INSTRUCTIONS FOR THE TASK
Please copy all the lines that follow, word for word.

SUPPLIED INFORMATION
————————

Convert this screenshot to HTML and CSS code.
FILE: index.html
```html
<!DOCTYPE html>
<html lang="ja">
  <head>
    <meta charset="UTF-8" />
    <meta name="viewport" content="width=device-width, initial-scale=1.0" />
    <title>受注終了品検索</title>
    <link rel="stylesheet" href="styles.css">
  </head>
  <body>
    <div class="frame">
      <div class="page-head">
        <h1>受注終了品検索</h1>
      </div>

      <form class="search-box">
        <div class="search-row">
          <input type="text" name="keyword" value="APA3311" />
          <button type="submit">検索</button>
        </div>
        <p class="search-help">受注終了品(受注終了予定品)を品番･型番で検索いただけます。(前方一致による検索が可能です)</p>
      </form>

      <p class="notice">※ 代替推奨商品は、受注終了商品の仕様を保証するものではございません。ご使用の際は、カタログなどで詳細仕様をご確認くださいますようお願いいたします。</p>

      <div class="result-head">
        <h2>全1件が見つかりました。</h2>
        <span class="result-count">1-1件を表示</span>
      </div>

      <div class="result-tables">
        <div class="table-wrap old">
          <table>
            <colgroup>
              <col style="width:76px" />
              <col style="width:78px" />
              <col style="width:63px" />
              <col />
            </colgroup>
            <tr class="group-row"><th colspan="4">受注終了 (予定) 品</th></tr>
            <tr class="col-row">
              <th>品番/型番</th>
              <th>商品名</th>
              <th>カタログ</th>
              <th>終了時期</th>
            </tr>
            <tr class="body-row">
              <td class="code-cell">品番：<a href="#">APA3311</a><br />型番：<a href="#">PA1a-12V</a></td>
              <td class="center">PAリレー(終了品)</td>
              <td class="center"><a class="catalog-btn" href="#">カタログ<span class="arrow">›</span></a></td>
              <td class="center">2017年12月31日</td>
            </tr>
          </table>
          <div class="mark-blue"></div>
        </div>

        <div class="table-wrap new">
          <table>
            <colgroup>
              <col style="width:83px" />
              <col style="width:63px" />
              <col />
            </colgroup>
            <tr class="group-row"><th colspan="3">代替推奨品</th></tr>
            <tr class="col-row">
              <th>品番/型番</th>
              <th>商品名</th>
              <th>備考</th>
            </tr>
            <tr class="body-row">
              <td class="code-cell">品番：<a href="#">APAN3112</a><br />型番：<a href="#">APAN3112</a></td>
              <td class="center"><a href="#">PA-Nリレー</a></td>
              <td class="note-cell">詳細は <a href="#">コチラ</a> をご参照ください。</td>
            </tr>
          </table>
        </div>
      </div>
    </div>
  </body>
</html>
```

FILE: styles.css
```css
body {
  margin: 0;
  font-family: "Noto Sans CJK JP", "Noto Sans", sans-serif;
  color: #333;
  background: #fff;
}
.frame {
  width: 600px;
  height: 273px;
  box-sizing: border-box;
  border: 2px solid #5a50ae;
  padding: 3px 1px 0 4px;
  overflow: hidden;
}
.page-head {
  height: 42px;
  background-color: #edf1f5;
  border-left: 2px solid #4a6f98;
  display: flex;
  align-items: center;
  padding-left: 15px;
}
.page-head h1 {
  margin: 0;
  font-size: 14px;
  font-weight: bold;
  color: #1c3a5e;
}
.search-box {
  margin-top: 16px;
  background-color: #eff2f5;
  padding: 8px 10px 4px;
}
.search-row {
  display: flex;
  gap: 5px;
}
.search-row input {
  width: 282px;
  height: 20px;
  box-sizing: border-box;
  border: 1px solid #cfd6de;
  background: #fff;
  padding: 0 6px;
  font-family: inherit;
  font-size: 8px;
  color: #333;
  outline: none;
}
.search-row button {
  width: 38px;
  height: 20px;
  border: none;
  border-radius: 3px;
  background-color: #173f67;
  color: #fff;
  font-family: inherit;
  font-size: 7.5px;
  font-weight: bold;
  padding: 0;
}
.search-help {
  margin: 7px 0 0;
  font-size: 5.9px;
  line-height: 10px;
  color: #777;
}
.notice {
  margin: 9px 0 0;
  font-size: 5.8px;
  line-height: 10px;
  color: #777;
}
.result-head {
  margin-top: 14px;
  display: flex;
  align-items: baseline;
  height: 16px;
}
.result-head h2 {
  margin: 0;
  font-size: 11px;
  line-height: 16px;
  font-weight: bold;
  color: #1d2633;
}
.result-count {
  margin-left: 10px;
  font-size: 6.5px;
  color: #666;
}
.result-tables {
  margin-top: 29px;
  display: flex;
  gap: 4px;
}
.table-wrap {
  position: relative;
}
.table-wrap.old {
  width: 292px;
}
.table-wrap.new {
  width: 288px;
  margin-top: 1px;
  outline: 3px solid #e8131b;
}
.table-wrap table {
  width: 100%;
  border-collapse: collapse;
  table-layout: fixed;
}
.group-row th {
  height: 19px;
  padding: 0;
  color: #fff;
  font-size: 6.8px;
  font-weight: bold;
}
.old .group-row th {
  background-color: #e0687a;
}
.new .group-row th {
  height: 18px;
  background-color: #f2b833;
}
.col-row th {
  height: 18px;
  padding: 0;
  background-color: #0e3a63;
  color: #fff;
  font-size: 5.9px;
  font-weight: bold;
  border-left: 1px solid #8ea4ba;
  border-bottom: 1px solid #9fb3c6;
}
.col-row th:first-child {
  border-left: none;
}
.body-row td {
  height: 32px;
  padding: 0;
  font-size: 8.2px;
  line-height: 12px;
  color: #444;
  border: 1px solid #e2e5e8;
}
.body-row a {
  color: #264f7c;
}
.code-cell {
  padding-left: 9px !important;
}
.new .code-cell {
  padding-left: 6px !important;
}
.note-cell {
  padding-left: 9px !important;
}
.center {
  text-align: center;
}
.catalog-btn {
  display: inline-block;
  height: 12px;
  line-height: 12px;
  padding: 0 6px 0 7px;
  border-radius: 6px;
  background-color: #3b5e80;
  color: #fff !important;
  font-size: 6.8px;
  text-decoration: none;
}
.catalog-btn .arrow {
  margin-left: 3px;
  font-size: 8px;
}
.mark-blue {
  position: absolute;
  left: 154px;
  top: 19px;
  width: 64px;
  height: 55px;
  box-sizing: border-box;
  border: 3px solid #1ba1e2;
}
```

————————

ANSWER
Convert this screenshot to HTML and CSS code.
FILE: index.html
```html
<!DOCTYPE html>
<html lang="ja">
  <head>
    <meta charset="UTF-8" />
    <meta name="viewport" content="width=device-width, initial-scale=1.0" />
    <title>受注終了品検索</title>
    <link rel="stylesheet" href="styles.css">
  </head>
  <body>
    <div class="frame">
      <div class="page-head">
        <h1>受注終了品検索</h1>
      </div>

      <form class="search-box">
        <div class="search-row">
          <input type="text" name="keyword" value="APA3311" />
          <button type="submit">検索</button>
        </div>
        <p class="search-help">受注終了品(受注終了予定品)を品番･型番で検索いただけます。(前方一致による検索が可能です)</p>
      </form>

      <p class="notice">※ 代替推奨商品は、受注終了商品の仕様を保証するものではございません。ご使用の際は、カタログなどで詳細仕様をご確認くださいますようお願いいたします。</p>

      <div class="result-head">
        <h2>全1件が見つかりました。</h2>
        <span class="result-count">1-1件を表示</span>
      </div>

      <div class="result-tables">
        <div class="table-wrap old">
          <table>
            <colgroup>
              <col style="width:76px" />
              <col style="width:78px" />
              <col style="width:63px" />
              <col />
            </colgroup>
            <tr class="group-row"><th colspan="4">受注終了 (予定) 品</th></tr>
            <tr class="col-row">
              <th>品番/型番</th>
              <th>商品名</th>
              <th>カタログ</th>
              <th>終了時期</th>
            </tr>
            <tr class="body-row">
              <td class="code-cell">品番：<a href="#">APA3311</a><br />型番：<a href="#">PA1a-12V</a></td>
              <td class="center">PAリレー(終了品)</td>
              <td class="center"><a class="catalog-btn" href="#">カタログ<span class="arrow">›</span></a></td>
              <td class="center">2017年12月31日</td>
            </tr>
          </table>
          <div class="mark-blue"></div>
        </div>

        <div class="table-wrap new">
          <table>
            <colgroup>
              <col style="width:83px" />
              <col style="width:63px" />
              <col />
            </colgroup>
            <tr class="group-row"><th colspan="3">代替推奨品</th></tr>
            <tr class="col-row">
              <th>品番/型番</th>
              <th>商品名</th>
              <th>備考</th>
            </tr>
            <tr class="body-row">
              <td class="code-cell">品番：<a href="#">APAN3112</a><br />型番：<a href="#">APAN3112</a></td>
              <td class="center"><a href="#">PA-Nリレー</a></td>
              <td class="note-cell">詳細は <a href="#">コチラ</a> をご参照ください。</td>
            </tr>
          </table>
        </div>
      </div>
    </div>
  </body>
</html>
```

FILE: styles.css
```css
body {
  margin: 0;
  font-family: "Noto Sans CJK JP", "Noto Sans", sans-serif;
  color: #333;
  background: #fff;
}
.frame {
  width: 600px;
  height: 273px;
  box-sizing: border-box;
  border: 2px solid #5a50ae;
  padding: 3px 1px 0 4px;
  overflow: hidden;
}
.page-head {
  height: 42px;
  background-color: #edf1f5;
  border-left: 2px solid #4a6f98;
  display: flex;
  align-items: center;
  padding-left: 15px;
}
.page-head h1 {
  margin: 0;
  font-size: 14px;
  font-weight: bold;
  color: #1c3a5e;
}
.search-box {
  margin-top: 16px;
  background-color: #eff2f5;
  padding: 8px 10px 4px;
}
.search-row {
  display: flex;
  gap: 5px;
}
.search-row input {
  width: 282px;
  height: 20px;
  box-sizing: border-box;
  border: 1px solid #cfd6de;
  background: #fff;
  padding: 0 6px;
  font-family: inherit;
  font-size: 8px;
  color: #333;
  outline: none;
}
.search-row button {
  width: 38px;
  height: 20px;
  border: none;
  border-radius: 3px;
  background-color: #173f67;
  color: #fff;
  font-family: inherit;
  font-size: 7.5px;
  font-weight: bold;
  padding: 0;
}
.search-help {
  margin: 7px 0 0;
  font-size: 5.9px;
  line-height: 10px;
  color: #777;
}
.notice {
  margin: 9px 0 0;
  font-size: 5.8px;
  line-height: 10px;
  color: #777;
}
.result-head {
  margin-top: 14px;
  display: flex;
  align-items: baseline;
  height: 16px;
}
.result-head h2 {
  margin: 0;
  font-size: 11px;
  line-height: 16px;
  font-weight: bold;
  color: #1d2633;
}
.result-count {
  margin-left: 10px;
  font-size: 6.5px;
  color: #666;
}
.result-tables {
  margin-top: 29px;
  display: flex;
  gap: 4px;
}
.table-wrap {
  position: relative;
}
.table-wrap.old {
  width: 292px;
}
.table-wrap.new {
  width: 288px;
  margin-top: 1px;
  outline: 3px solid #e8131b;
}
.table-wrap table {
  width: 100%;
  border-collapse: collapse;
  table-layout: fixed;
}
.group-row th {
  height: 19px;
  padding: 0;
  color: #fff;
  font-size: 6.8px;
  font-weight: bold;
}
.old .group-row th {
  background-color: #e0687a;
}
.new .group-row th {
  height: 18px;
  background-color: #f2b833;
}
.col-row th {
  height: 18px;
  padding: 0;
  background-color: #0e3a63;
  color: #fff;
  font-size: 5.9px;
  font-weight: bold;
  border-left: 1px solid #8ea4ba;
  border-bottom: 1px solid #9fb3c6;
}
.col-row th:first-child {
  border-left: none;
}
.body-row td {
  height: 32px;
  padding: 0;
  font-size: 8.2px;
  line-height: 12px;
  color: #444;
  border: 1px solid #e2e5e8;
}
.body-row a {
  color: #264f7c;
}
.code-cell {
  padding-left: 9px !important;
}
.new .code-cell {
  padding-left: 6px !important;
}
.note-cell {
  padding-left: 9px !important;
}
.center {
  text-align: center;
}
.catalog-btn {
  display: inline-block;
  height: 12px;
  line-height: 12px;
  padding: 0 6px 0 7px;
  border-radius: 6px;
  background-color: #3b5e80;
  color: #fff !important;
  font-size: 6.8px;
  text-decoration: none;
}
.catalog-btn .arrow {
  margin-left: 3px;
  font-size: 8px;
}
.mark-blue {
  position: absolute;
  left: 154px;
  top: 19px;
  width: 64px;
  height: 55px;
  box-sizing: border-box;
  border: 3px solid #1ba1e2;
}
```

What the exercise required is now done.